> **WHAT YOU NEED TO DO**: Skip all pictures, then copy the lines from the start of the data through the line with "let enabled = $state(true);", keeping both ends.

> **INFORMATION SHOWN**:
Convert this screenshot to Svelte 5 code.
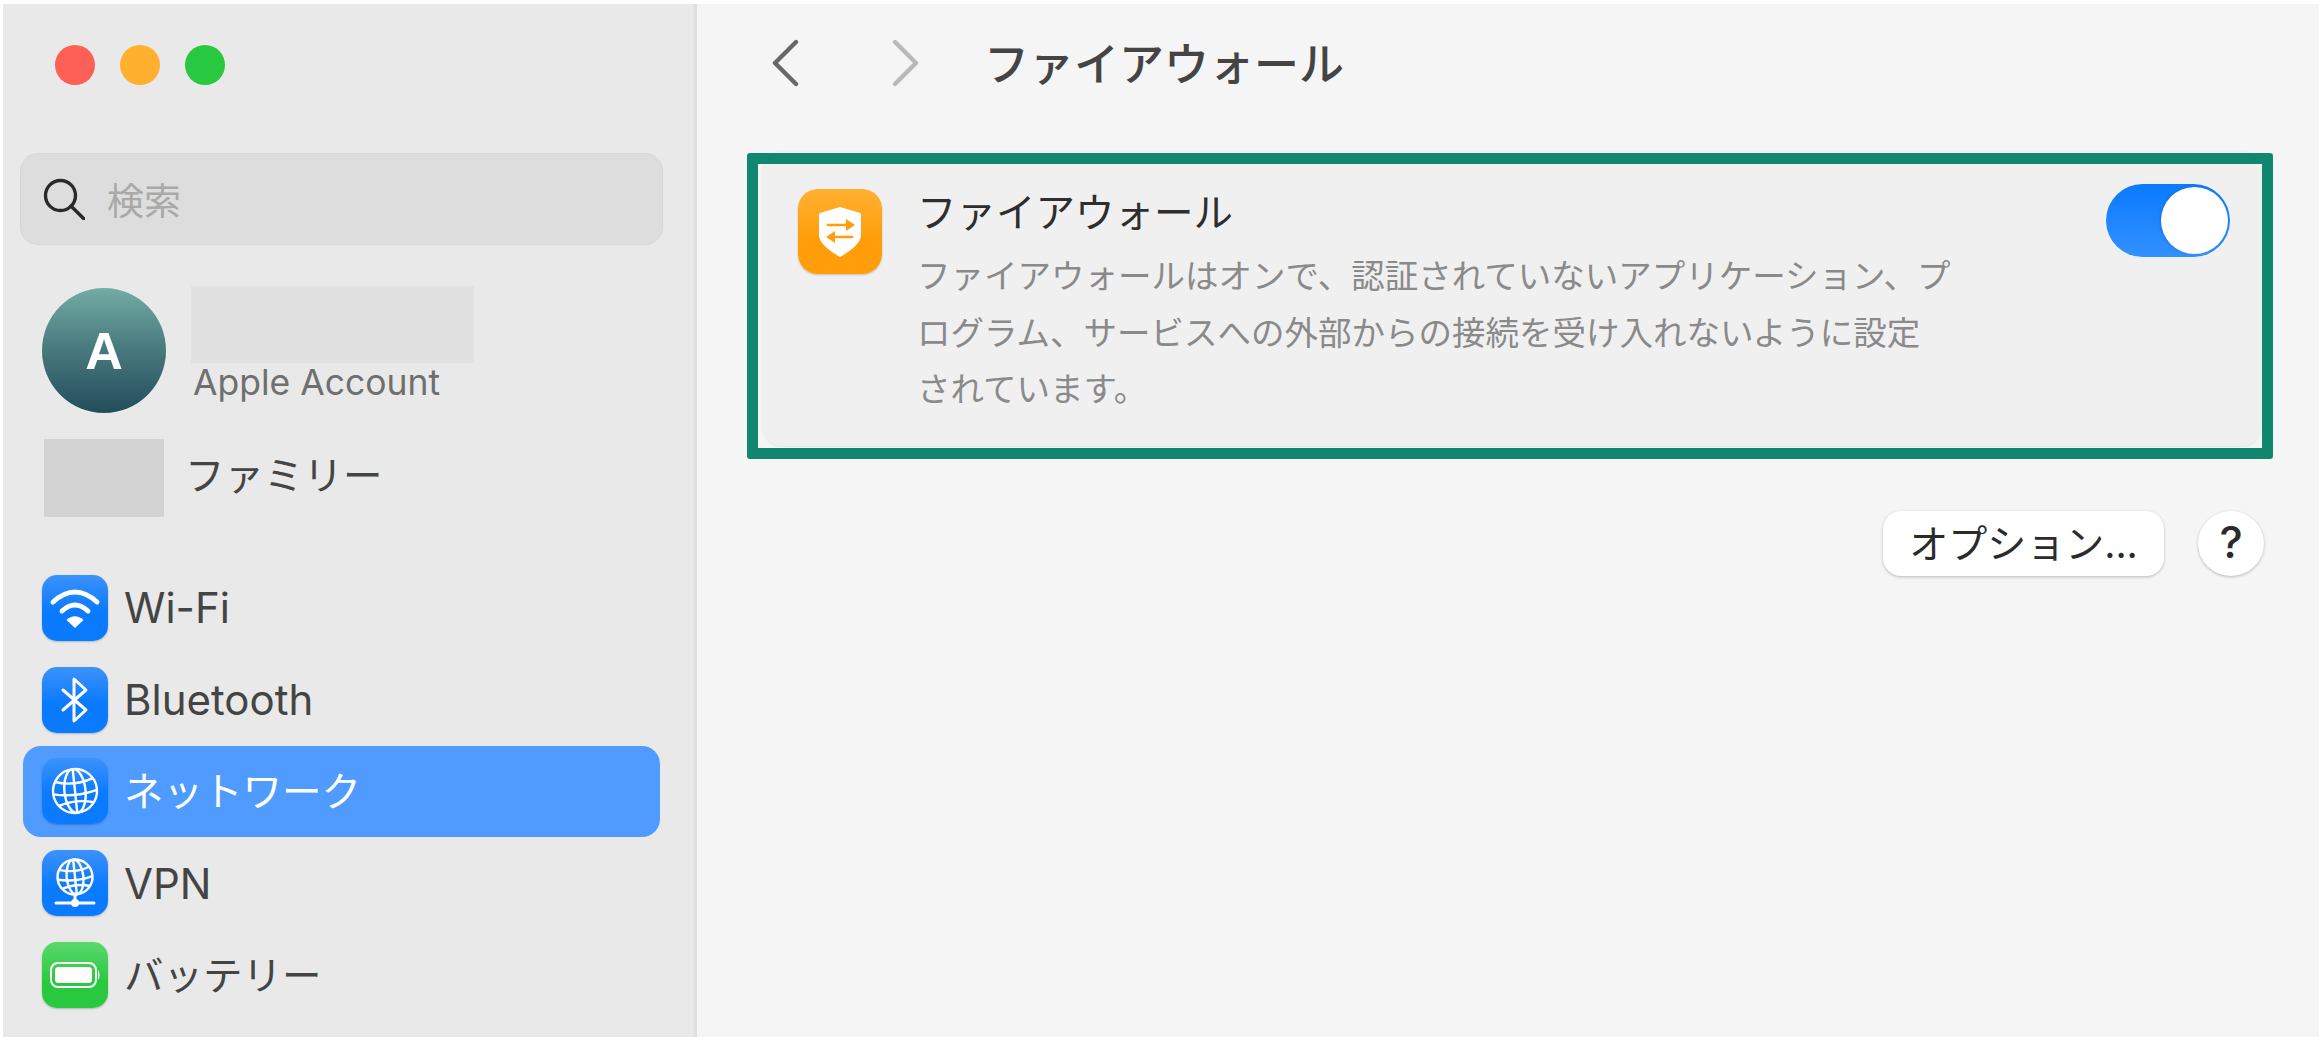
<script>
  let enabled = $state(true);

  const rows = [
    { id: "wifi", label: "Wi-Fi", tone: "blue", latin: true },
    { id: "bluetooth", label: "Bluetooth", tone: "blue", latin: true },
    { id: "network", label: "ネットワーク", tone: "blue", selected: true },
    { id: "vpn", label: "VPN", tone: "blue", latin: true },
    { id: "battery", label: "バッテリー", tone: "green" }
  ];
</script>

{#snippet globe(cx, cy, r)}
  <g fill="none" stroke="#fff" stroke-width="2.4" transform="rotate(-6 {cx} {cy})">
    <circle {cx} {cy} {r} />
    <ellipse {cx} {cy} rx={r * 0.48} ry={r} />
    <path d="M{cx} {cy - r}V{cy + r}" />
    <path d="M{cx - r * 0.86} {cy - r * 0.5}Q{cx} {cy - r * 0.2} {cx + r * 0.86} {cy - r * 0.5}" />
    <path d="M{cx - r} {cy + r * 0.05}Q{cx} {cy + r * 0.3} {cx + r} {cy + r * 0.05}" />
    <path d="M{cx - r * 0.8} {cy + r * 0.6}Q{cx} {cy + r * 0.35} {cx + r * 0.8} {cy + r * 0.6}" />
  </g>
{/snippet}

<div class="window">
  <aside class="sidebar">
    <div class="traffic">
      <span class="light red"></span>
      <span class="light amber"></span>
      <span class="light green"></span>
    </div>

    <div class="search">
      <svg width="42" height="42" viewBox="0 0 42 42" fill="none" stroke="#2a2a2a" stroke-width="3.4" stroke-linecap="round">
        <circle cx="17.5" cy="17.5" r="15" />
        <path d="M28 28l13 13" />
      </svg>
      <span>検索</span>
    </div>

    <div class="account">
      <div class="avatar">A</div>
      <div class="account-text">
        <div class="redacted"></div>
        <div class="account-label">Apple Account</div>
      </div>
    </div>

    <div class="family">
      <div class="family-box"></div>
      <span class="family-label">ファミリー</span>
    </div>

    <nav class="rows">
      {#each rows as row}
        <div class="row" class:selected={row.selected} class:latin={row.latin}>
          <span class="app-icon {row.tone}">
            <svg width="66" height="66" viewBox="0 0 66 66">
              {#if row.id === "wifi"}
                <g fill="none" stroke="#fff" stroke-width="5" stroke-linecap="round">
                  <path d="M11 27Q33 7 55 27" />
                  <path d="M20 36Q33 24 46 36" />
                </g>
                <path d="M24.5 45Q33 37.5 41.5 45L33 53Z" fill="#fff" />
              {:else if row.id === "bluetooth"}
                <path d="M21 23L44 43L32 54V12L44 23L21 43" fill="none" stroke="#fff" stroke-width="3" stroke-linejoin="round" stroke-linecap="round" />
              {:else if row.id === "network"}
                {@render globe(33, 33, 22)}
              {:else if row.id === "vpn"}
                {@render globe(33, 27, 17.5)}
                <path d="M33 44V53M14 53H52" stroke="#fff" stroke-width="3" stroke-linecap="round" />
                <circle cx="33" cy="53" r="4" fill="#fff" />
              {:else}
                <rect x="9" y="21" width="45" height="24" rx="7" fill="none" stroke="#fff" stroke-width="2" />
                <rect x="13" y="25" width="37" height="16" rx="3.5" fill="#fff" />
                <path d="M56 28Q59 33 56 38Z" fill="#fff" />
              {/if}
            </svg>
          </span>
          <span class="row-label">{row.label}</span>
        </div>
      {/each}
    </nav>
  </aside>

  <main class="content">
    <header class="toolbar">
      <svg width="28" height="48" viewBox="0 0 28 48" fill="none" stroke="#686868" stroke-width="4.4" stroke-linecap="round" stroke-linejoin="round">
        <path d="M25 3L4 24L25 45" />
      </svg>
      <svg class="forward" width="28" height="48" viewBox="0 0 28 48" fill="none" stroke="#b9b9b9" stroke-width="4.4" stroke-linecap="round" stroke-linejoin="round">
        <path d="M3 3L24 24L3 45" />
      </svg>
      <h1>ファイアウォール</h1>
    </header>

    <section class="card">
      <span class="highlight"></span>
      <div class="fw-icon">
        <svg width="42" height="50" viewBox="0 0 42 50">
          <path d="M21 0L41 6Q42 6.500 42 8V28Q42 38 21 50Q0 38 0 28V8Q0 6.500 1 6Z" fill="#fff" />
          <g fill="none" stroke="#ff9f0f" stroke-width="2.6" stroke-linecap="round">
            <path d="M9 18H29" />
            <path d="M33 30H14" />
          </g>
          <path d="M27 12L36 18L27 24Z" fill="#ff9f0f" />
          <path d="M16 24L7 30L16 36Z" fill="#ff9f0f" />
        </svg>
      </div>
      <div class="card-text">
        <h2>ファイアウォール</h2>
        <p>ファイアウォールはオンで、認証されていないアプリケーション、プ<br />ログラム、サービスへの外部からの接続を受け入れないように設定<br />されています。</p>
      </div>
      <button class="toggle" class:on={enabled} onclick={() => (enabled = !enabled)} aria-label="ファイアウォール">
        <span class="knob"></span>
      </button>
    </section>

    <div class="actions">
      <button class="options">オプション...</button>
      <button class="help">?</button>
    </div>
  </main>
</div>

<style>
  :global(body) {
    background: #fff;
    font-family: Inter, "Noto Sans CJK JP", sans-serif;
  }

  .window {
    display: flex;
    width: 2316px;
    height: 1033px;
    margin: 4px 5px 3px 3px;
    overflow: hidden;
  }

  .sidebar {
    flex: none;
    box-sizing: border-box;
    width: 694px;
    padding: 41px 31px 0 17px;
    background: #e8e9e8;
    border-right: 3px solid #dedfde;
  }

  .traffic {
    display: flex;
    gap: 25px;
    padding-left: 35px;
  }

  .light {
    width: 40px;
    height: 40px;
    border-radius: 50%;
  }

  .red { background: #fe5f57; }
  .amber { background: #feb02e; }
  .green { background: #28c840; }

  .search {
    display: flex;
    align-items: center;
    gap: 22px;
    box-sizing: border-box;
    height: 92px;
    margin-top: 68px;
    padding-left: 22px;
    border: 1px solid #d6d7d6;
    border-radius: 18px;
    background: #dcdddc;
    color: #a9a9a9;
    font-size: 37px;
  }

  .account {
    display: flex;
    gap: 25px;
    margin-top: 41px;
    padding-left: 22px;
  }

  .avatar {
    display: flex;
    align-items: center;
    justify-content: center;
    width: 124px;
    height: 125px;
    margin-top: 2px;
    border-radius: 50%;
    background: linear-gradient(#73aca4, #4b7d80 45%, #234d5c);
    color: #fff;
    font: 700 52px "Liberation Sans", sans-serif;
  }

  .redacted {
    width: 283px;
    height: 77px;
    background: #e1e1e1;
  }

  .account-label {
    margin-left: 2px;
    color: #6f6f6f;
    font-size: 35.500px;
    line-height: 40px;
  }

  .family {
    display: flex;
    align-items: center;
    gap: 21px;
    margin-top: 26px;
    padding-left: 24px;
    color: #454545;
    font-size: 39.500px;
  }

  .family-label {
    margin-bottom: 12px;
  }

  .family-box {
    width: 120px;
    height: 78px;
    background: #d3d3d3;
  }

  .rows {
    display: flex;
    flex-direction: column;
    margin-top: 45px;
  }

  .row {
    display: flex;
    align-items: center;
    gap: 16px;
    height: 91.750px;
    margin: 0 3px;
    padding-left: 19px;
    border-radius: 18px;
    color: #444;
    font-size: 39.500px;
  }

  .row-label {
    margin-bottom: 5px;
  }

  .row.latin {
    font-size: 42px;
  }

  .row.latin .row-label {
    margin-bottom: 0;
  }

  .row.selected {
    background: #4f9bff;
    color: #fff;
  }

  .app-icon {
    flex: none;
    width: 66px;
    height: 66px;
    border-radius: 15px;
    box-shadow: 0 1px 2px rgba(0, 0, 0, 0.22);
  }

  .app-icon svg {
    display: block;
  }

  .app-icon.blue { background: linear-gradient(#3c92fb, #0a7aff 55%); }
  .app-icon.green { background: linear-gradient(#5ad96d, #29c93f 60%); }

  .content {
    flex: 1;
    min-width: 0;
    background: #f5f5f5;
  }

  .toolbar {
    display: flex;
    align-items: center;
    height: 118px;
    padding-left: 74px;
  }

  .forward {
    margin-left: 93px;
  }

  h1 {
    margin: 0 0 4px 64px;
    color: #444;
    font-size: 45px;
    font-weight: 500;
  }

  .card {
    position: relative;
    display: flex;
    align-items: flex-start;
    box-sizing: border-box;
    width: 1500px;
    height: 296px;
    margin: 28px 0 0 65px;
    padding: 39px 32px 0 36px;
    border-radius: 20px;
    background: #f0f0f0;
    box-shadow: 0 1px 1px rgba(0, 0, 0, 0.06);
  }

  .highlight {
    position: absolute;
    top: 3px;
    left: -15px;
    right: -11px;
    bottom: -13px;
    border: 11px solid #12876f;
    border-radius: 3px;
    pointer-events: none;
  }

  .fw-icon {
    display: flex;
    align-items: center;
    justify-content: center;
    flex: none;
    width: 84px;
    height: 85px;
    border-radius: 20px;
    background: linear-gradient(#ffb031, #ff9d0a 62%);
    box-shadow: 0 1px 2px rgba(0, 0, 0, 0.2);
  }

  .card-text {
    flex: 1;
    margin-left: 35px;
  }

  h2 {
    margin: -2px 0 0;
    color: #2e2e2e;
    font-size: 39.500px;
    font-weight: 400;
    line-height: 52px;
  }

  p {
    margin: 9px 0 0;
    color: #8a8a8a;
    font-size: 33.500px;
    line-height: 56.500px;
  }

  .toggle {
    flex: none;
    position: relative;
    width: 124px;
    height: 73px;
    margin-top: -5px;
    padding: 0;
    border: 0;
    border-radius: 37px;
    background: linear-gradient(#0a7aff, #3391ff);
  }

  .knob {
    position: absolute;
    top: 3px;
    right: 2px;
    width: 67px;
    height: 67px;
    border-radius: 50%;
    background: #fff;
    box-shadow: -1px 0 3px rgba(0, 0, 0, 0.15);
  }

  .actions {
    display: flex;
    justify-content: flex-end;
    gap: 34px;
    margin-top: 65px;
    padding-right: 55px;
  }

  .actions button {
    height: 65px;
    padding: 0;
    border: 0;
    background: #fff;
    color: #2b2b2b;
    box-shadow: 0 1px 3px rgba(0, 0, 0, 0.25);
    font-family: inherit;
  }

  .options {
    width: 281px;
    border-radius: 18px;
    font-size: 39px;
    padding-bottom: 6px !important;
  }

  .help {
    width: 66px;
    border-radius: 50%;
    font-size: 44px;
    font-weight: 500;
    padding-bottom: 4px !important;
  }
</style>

> **OUTPUT OF THE TASK**:
Convert this screenshot to Svelte 5 code.
<script>
  let enabled = $state(true);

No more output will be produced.